High Availability - Do I need that?
High availability is one of the key issues when it comes to hosting and supporting IT applications. The increasing shift of business-critical systems to the cloud in particular is making high availability an even more important requirement.
But what exactly does “High Availability” mean? So-called highly available systems will keep the system up and running even if critical components fail. They are particularly resilient, meaning they are able to manage outages without causing service interruptions or data loss. High availability refers to the ability to avoid unplanned outages by eliminating the Single Point of Failure (SPOF). A single point of failure is any component of the system which would cause the rest of the system to fail if that individual component failed.
High availability is usually measured as a percentage of uptime. The number of “nines” is usually used to indicate the degree of high availability. For example, four “nines” represent a system that is available 99.99% of the time, which in mathematical terms means that it has a maximum downtime of 52.6 minutes during an entire year.
If significant financial loss or other damage is to be expected in case of a system outage, the implementation of a highly available system is highly recommended.
Let’s do the math again:
|Availability||Possible Downtime / Year|
Especially when implementing new products, the choice of the software provider and application design in terms of high availability is the biggest challenge. But especially small companies do not attach great importance to such aspects as well as extensive 24/7 system support. This can ultimately lead to the system architecture not being compatible with the company’s high availability solutions, which again results in high costs.
We will show you how such a highly available cloud environment can look like and what you should consider before the implementation, based on the example of our partner AWS.
High Availability in the AWS Cloud
These elements help you implement highly available systems:
Redundancy — ensuring that critical system components have another identical component with the same data, that can take over in case of failure.
Monitoring — identifying problems in production systems that may disrupt or degrade service.
Failover — the ability to switch from an active system component to a redundant component in case of failure, imminent failure, degraded performance or functionality.
Failback — the ability to switch back from a redundant component to the primary active component, when it has recovered from failure.
To ensure the highest availability possible, cloud service providers usually operate a large number of data centers worldwide and assign them to different regions and availability zones (AZ). AWS customers currently have access to 55 Availability Zones in 18 geographic regions, with each region consisting of multiple Availability Zones. Those Availability Zones are defined as physically separate locations. These isolated Availability Zones include at least one data center with independent power supply, cooling and network connection. This structure enables cloud customers to control where data and applications are hosted. This means you can build the foundation for high-availability services based on redundant infrastructures.
Compute, Databases and Storage
AWS helps you chieve high availability for your cloud workloads in different dimensions, e.g.:
- Compute Cloud: Amazon EC2 (Elastic Compute Cloud) and other services that let you provision computing resources, provide high availability features such as load balancing, auto-scaling and provisioning across Amazon Availability Zones, representing isolated parts of an Amazon data center.

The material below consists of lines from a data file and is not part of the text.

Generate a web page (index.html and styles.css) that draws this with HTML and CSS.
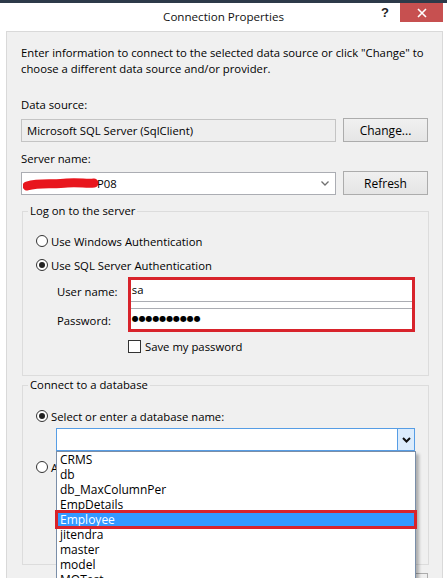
FILE: index.html
```html
<!DOCTYPE html>
<html>
<head>
<meta charset="utf-8">
<title>Connection Properties</title>
<link rel="stylesheet" href="styles.css">
</head>
<body>
<div class="topstrip"></div>
<div class="titlebar">
  <div></div>
  <div class="title">Connection Properties</div>
  <div class="title-actions">
    <span class="help">?</span>
    <span class="close">
      <svg width="10" height="10" viewBox="0 0 10 10"><path d="M1 1L9 9M9 1L1 9" stroke="#fff" stroke-width="1.6"/></svg>
    </span>
  </div>
</div>
<div class="panel">
  <p class="desc">Enter information to connect to the selected data source or click "Change" to choose a different data source and/or provider.</p>

  <div class="label mt20">Data source:</div>
  <div class="row mt5">
    <div class="textbox readonly">Microsoft SQL Server (SqlClient)</div>
    <div class="button">Change...</div>
  </div>

  <div class="label mt9">Server name:</div>
  <div class="row mt4">
    <div class="textbox combo">
      <span class="server">
        <svg class="scribble" width="76" height="14" viewBox="0 0 76 14"><path d="M4 9C18 5 30 8 44 6C56 5 64 7 71 6" stroke="#e8161d" stroke-width="9" stroke-linecap="round" fill="none"/></svg>
        <span class="server-text">P08</span>
      </span>
      <svg class="chev" width="8" height="5" viewBox="0 0 8 5"><path d="M0.5 0.5L4 4L7.5 0.5" stroke="#707070" stroke-width="1.3" fill="none"/></svg>
    </div>
    <div class="button">Refresh</div>
  </div>

  <fieldset class="group g1">
    <legend>Log on to the server</legend>
    <div class="group-body b1">
      <div class="radio-row"><span class="radio"></span><span>Use Windows Authentication</span></div>
      <div class="radio-row mt8"><span class="radio checked"></span><span>Use SQL Server Authentication</span></div>
      <div class="creds">
        <div class="cred-labels">
          <div class="cred-label l1">User name:</div>
          <div class="cred-label l2">Password:</div>
        </div>
        <div class="redframe">
          <div class="input user">sa</div>
          <div class="input pw">●●●●●●●●●●</div>
        </div>
      </div>
      <div class="check-row"><span class="checkbox"></span><span>Save my password</span></div>
    </div>
  </fieldset>

  <fieldset class="group g2">
    <legend>Connect to a database</legend>
    <div class="group-body b2">
      <div class="radio-row"><span class="radio checked"></span><span>Select or enter a database name:</span></div>
      <div class="dbcombo">
        <div class="dbcombo-btn">
          <svg width="9" height="6" viewBox="0 0 9 6"><path d="M1 1L4.5 4.5L8 1" stroke="#111" stroke-width="2" fill="none"/></svg>
        </div>
        <ul class="dblist">
          <li>CRMS</li>
          <li>db</li>
          <li>db_MaxColumnPer</li>
          <li>EmpDetails</li>
          <li class="selected">Employee</li>
          <li>jitendra</li>
          <li>master</li>
          <li>model</li>
          <li>MOTest</li>
        </ul>
      </div>
      <div class="radio-row mt8"><span class="radio"></span><span>Attach a database file:</span></div>
      <div class="row file-row">
        <div class="textbox"></div>
        <div class="button">Browse...</div>
      </div>
      <div class="label sub mt6">Logical name:</div>
      <div class="textbox sub logical"></div>
    </div>
  </fieldset>

  <div class="footer-row">
    <div class="button">Advanced...</div>
  </div>
</div>
</body>
</html>
```

FILE: styles.css
```css
* { box-sizing: border-box; }

body {
  margin: 0;
  width: 447px;
  height: 578px;
  overflow: hidden;
  background: #ffffff;
  font-family: "Open Sans", "Noto Sans", sans-serif;
  font-size: 11.3px;
  color: #000;
}

.topstrip {
  height: 3px;
  background: #2d3a49;
}

.titlebar {
  height: 28px;
  display: grid;
  grid-template-columns: 1fr auto 1fr;
  align-items: start;
}

.title {
  padding-top: 6px;
  line-height: 16px;
  font-size: 11.6px;
  color: #111;
}

.title-actions {
  display: flex;
  justify-content: flex-end;
  align-items: flex-start;
  padding-right: 4px;
}

.help {
  font-family: "Liberation Sans", sans-serif;
  font-weight: bold;
  font-size: 13px;
  line-height: 19px;
  margin-right: 11px;
  color: #222;
}

.close {
  width: 43px;
  height: 19px;
  background: #c75050;
  display: flex;
  align-items: center;
  justify-content: center;
}

.panel {
  margin: 0 4px 0 6px;
  height: 560px;
  border: 1px solid #d9d9d9;
  background: #f0f0f0;
  padding: 13px 14px 0 14px;
}

.desc {
  margin: 0;
  line-height: 16px;
}

.label { line-height: 16px; }
.mt20 { margin-top: 20px; }
.mt9 { margin-top: 9px; }
.mt8 { margin-top: 8px; }
.mt6 { margin-top: 6px; }
.mt5 { margin-top: 5px; }
.mt4 { margin-top: 4px; }

.row {
  display: flex;
  gap: 7px;
  align-items: center;
}

.textbox {
  flex: 1;
  height: 23px;
  border: 1px solid #abadb3;
  background: #fff;
  padding: 0 5px;
  line-height: 21px;
  display: flex;
  align-items: center;
}

.textbox.readonly {
  background: #eeeeee;
  border-color: #c4c4c4;
}

.combo {
  justify-content: space-between;
  padding: 0 6px 0 1px;
}

.server {
  display: flex;
  align-items: center;
}

.scribble { display: block; margin-top: 1px; }

.server-text { margin-left: -2px; }

.chev { display: block; margin-top: 1px; }

.button {
  width: 85px;
  height: 24px;
  border: 1px solid #acacac;
  background: linear-gradient(#f0f0f0, #e5e5e5);
  display: flex;
  align-items: center;
  justify-content: center;
  font-size: 12px;
}

.group {
  margin: 8px -1px 0 1px;
  padding: 0;
  border: 1px solid #dcdcdc;
  min-width: 0;
}

.group legend {
  margin-left: 5px;
  padding: 0 2px;
  line-height: 16px;
}

.g2 { margin-top: 1px; }

.group-body {
  padding: 14px 13px 21px 13px;
}

.b2 {
  padding: 15px 13px 12px 13px;
}

.radio-row {
  display: flex;
  align-items: center;
  height: 16px;
  gap: 3px;
}

.radio {
  width: 12px;
  height: 12px;
  border: 1px solid #333;
  border-radius: 50%;
  background: #fff;
  display: flex;
  align-items: center;
  justify-content: center;
}

.radio.checked::after {
  content: "";
  width: 6px;
  height: 6px;
  border-radius: 50%;
  background: #222;
}

.creds {
  display: flex;
  margin: 4px 0 0 21px;
}

.cred-labels {
  width: 71px;
  display: flex;
  flex-direction: column;
}

.cred-label { line-height: 16px; }
.l1 { margin-top: 7px; }
.l2 { margin-top: 13px; }

.redframe {
  width: 288px;
  border: 3px solid #d8232b;
  background: #fff;
  display: flex;
  flex-direction: column;
  gap: 6px;
}

.input {
  padding-left: 1px;
  line-height: 20px;
}

.input.user {
  height: 22px;
  border-bottom: 1px solid #abadb3;
}

.input.pw {
  height: 21px;
  border-top: 1px solid #abadb3;
  font-family: "DejaVu Sans", sans-serif;
  font-size: 8px;
  letter-spacing: -0.1px;
}

.check-row {
  display: flex;
  align-items: center;
  height: 16px;
  gap: 4px;
  margin: 6px 0 0 92px;
}

.checkbox {
  width: 13px;
  height: 13px;
  border: 1px solid #333;
  background: #fff;
}

.dbcombo {
  position: relative;
  margin: 4px 0 0 20px;
  width: 359px;
  height: 23px;
  border: 1px solid #569de5;
  background: #fff;
  display: flex;
  justify-content: flex-end;
}

.dbcombo-btn {
  width: 17px;
  height: 21px;
  border-left: 1px solid #569de5;
  background: #dcecfc;
  display: flex;
  align-items: center;
  justify-content: center;
}

.dblist {
  position: absolute;
  top: 22px;
  left: -1px;
  width: 360px;
  margin: 0;
  padding: 0;
  list-style: none;
  background: #fff;
  border: 1px solid #7a8ea8;
  box-shadow: 3px 3px 3px rgba(0, 0, 0, 0.28);
  font-size: 12px;
  z-index: 2;
}

.dblist li {
  height: 15px;
  line-height: 15px;
  padding-left: 3px;
}

.dblist li.selected {
  background: #3399ff;
  color: #fff;
  outline: 3px solid #d8232b;
  outline-offset: -1px;
}

.file-row {
  margin: 4px 0 0 20px;
  width: 359px;
}

.sub { margin-left: 20px; }

.logical {
  width: 359px;
  flex: none;
  margin-top: 4px;
}

.footer-row {
  display: flex;
  justify-content: flex-end;
  margin-top: 8px;
}
```
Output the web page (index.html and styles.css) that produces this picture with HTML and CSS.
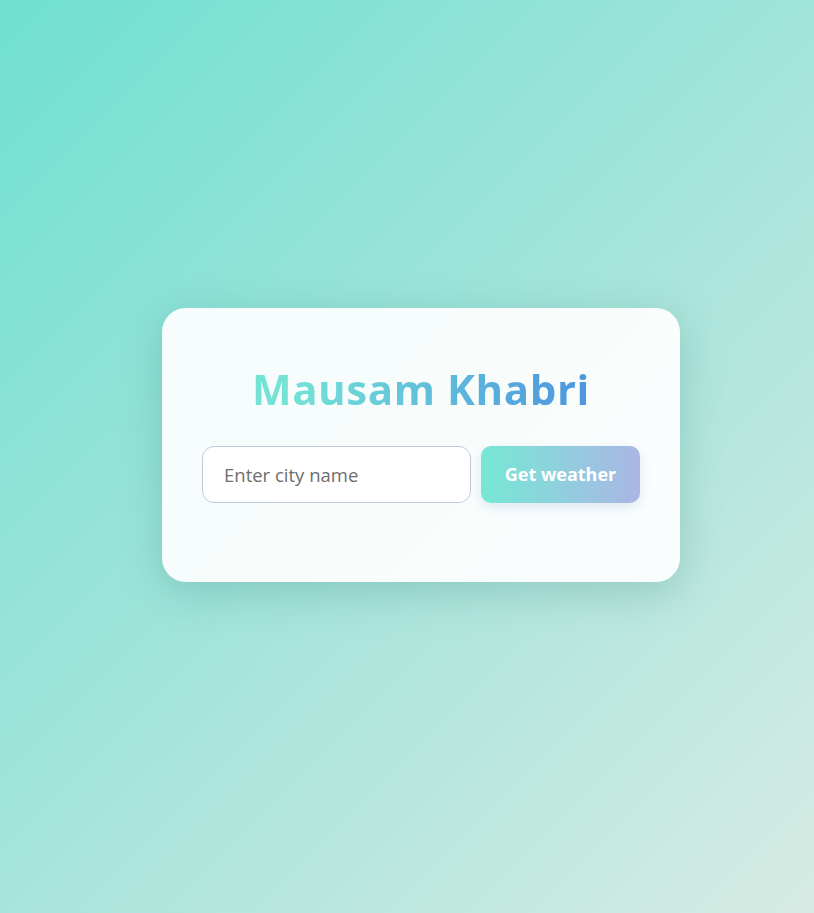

- SQL databases: Amazon RDS (Relational Database Service) and other managed SQL databases provide options for automatically deploying databases with a standby replica in a different AZ.
- Storage services: Amazon storage services, such as S3 (Simple Storage Service), EFS (Elastic File System) and EBS (Elastic Block Store), provide built-in high availability options. S3 and EFS automatically store data across different AZs, while EBS enables deployment of snapshots to different AZs.
However, all other aspects of your infrastructure can also be designed to be highly available according to your wishes and thus adapted to your requirements.
The required level of high availability is decisive for the steps you need to take along the entire lifecycle of an application to ensure the corresponding uptime. There are a few guidelines to follow:
- Designing the system in a way that there is no Single Point of Failure (SPoF).
- Use automatic monitoring, fault detection, and failover mechanisms for both stateless and stateful system components.
- Single Points of Failure are typically eliminated with an N+1 or 2N redundancy configuration, where N+1 is achieved by load balancing between active-active nodes and 2N is achieved by a pair of nodes in active-standby configuration.
- AWS provides several methods to achieve High Availability through both approaches, such as a scalable, load-balanced cluster or by deploying an active-standby pair.
- Evaluate and test system availability according to the highest standards.
- Prepare workflows for manual mechanisms to respond to, mitigate, and recover from the downtime.
If an incident should occur despite all these precautions, it’s advisable to work out a plan with steps for resuming operations in advance, a so-called “disaster recovery plan”. This plan should ensure that data or important IT services can be fully restored after a disruption. Disaster recovery can also be purchased as a service from your cloud provider in the form of Disaster Recovery-as-a-Service (DRaaS). AWS provides you with various disaster recovery strategies that can be broadly categorized into 4 categories, ranging from low-cost and low-complexity backup creation to more complex strategies with multiple active regions.